Re: Dedekind Cuts, Fundamental Sequences: why?

On Mon, 04 Jun 2007 05:37:27 -0400, Hatto von Aquitanien
<abbot@xxxxxxxxxxxxxx> wrote:

David C. Ullrich wrote:

On Sun, 03 Jun 2007 22:57:37 -0400, Hatto von Aquitanien
<abbot@xxxxxxxxxxxxxx> wrote:

Bob Kolker wrote:

Hatto von Aquitanien wrote:

This is the motivation stated by Pickert and Görke, but it is not clear to
me why it matters.

The fact that the reals are complete is used in many places - analysis
simply would not work without it. You're just at the start...

That begs the question.

Yes it does. When you know some analysis it will be very clear
to you why completeness is so important.

Nor is it completely clear what it means to say that
the field of rational numbers does not exhibit the closure property of
boundedness.

Say S is the set of positive rational x such that x^2 < 2. Then
S does not have a rational least upper bound.

How does that add anything to the already established fact that x^2=2 does
not have a rational solution?

Make up your mind! A paragraph up you complain that I didn't answer
your question. Here I _did_ answer your question and you ask how
my answer adds to something else.

You _said_ it was not clear to you why the rationals were not
complete. I explained exactly why the rationals are not complete -
I didn't say anything about what I was or was not adding anything to.

For every rational number I can very easily divide the rational numbers
into two disjoint sets by asserting that every rational number greater
than the selected number is a member of the set whose lower bound is the
selected
number. Likewise for the symmetrically opposite case. I then arbitrarily
chose one side of the bifurcation to include the chosen rational number.

Every definition I have consulted for supremum and infimum begins with the
real numbers. So to tell me that the reason we need to extent the
rational numbers to the real numbers is so that the domain of numbers has
suprema and infima assumes the real numbers to be defined already.

Huh?

Definition: The ordered field F is complete if every nonempty
subset of F which is bounded above has a least upper bound.

That is not a definition of least upper bound.

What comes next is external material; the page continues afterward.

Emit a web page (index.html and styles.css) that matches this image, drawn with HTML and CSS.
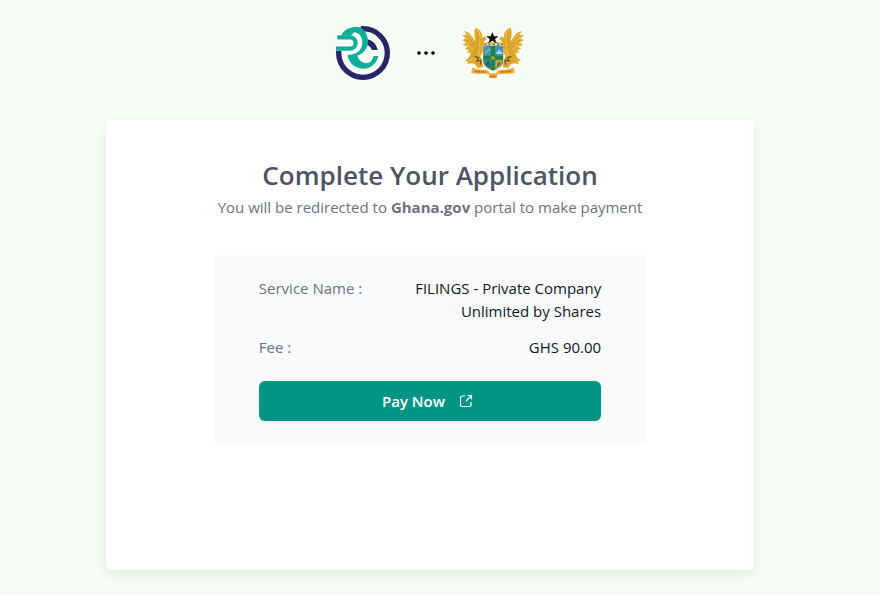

I didn't say it was! It's a definition of completeness. You
know the definition of least upper bound, or I thought
you did.

That definition does not begin with the real numbers. If you've
only seen the definition in the context of the real numbers
that's because the reals _are_ complete, while, say, the
rationals are not. It does not follow that "to say that the reason
we need to extend the rational numbers to the real numbers is so
that the domain of numbers has suprema and infima assumes the
real numbers to be defined already."

http://www.cuyamaca.edu/bruce.thompson/Fallacies/circ_justification.asp


************************

David C. Ullrich


************************

David C. Ullrich
.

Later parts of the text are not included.